Wednesday, 1 August 2012

Reps accuse Okonjo-Iweala of deceiving Nigerians on budget



The House of Representatives yesterday (Wednesday) said the Minister of Finance, Dr. Ngozi Okonjo-Iweala lied to Nigerians on the implementation of the 2012 budget by claiming that government had achieved 56 per cent performance.
According to spokesman for the lower chamber of federal legislature, Zakari Mohammed, “It is very clear already that she (Okonjo-Iweala) lied; she has lied to Nigerians.”
Contrary to earlier submissions by the finance minister that the budget had recorded 56 per cent implementation, documents submitted to the Senate by the Ministry of Finance on Tuesday showed that performance of the budget as of July was a mere 12.6 per cent.
The percentage was indeed lower than the 34 per cent performance the House had scored the budget which had angered the Reps and on the basis of which they had given President Goodluck Jonathan up to September to achieve 100 per cent or face impeachment proceedings.
The documents before the Senate now show that though N324.5bn (34 per cent) was cash-backed last month, only N184.84bn (12.6 per cent) was really available to Ministries Departments and Agencies of government for capital projects as at July 20.
The total capital provision in the budget is N1.5tn.
“The minister should just go and make the appropriate adjustments. It is very clear already that she lied; she has lied to Nigerians,” Mohammed said in a reaction to the new revelation on Wednesday.
However, the Federal Government has said that the controversy over the 2102 budget is a distraction to its implementation.
Federal Minister of Information, Labaran Maku, told newsmen in Abuja after the weekly Federal Executive Council meeting in Abuja that the protracted controversy between the Executive and the Legislature was distracting the government from effectively implementing the budget.
He said, “This controversy is distracting the implementation of the budget.
“The Coordinating Minister of the Economy (Okonjo-Iweala) will appear before the Senate. She is able, she is competent and she has the figure that won’t be contrasted.
“All of us are working. We are implementing the budget because that is what we were appointed to do.”
Maku however assured Nigerians that they would soon see an upbeat in budget implementation as soon as the various ongoing procurement processes were completed.

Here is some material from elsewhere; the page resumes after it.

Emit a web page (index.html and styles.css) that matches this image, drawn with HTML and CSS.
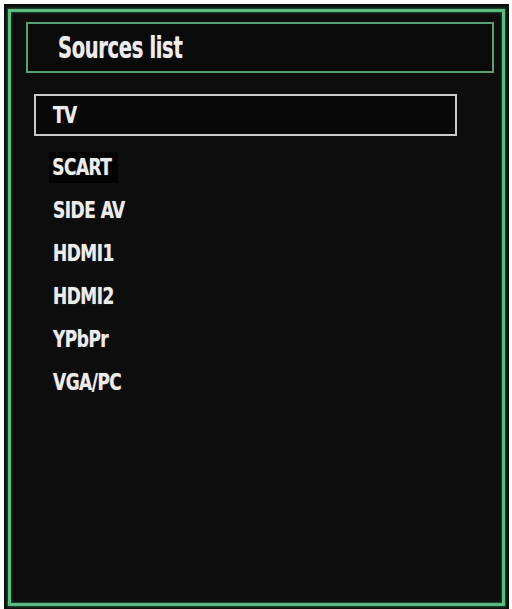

He said since the Appropriation Act was passed in April, it would be unfair to conclude three months after that the budget was not being implemented.

But Mohammed disagreed with Maku, arguing that what the National Assembly had done was to engage the Executive by saying that “they should do the right thing.”

“It is not a distraction at all. Rather, it is part of the way forward for this country,” he added.
The House spokesman said, “Let us be honest by telling Nigerians the truth; if there was a failure, let us admit it and we move on. Nigerians are intelligent people; some of them are more intelligent than those of us in government.
“It is just that we are privileged to be called to serve them.”

Mohammed said it was encouraging that the Senate Committee on Appropriation had come to terms with what the House had been saying about the “poor” implementation of the budget.
It would be recalled that the Senate on Tuesday had expressed anger at the poor implementation of the budget and the absence of Okonjo-Iweala at an interaction session with its appropriation committee where the minister was expected to brief Senators on the performance of the budget.

The Deputy Senate President had maintained that the finance minister must appear at the senate-executive session on Thursday (today).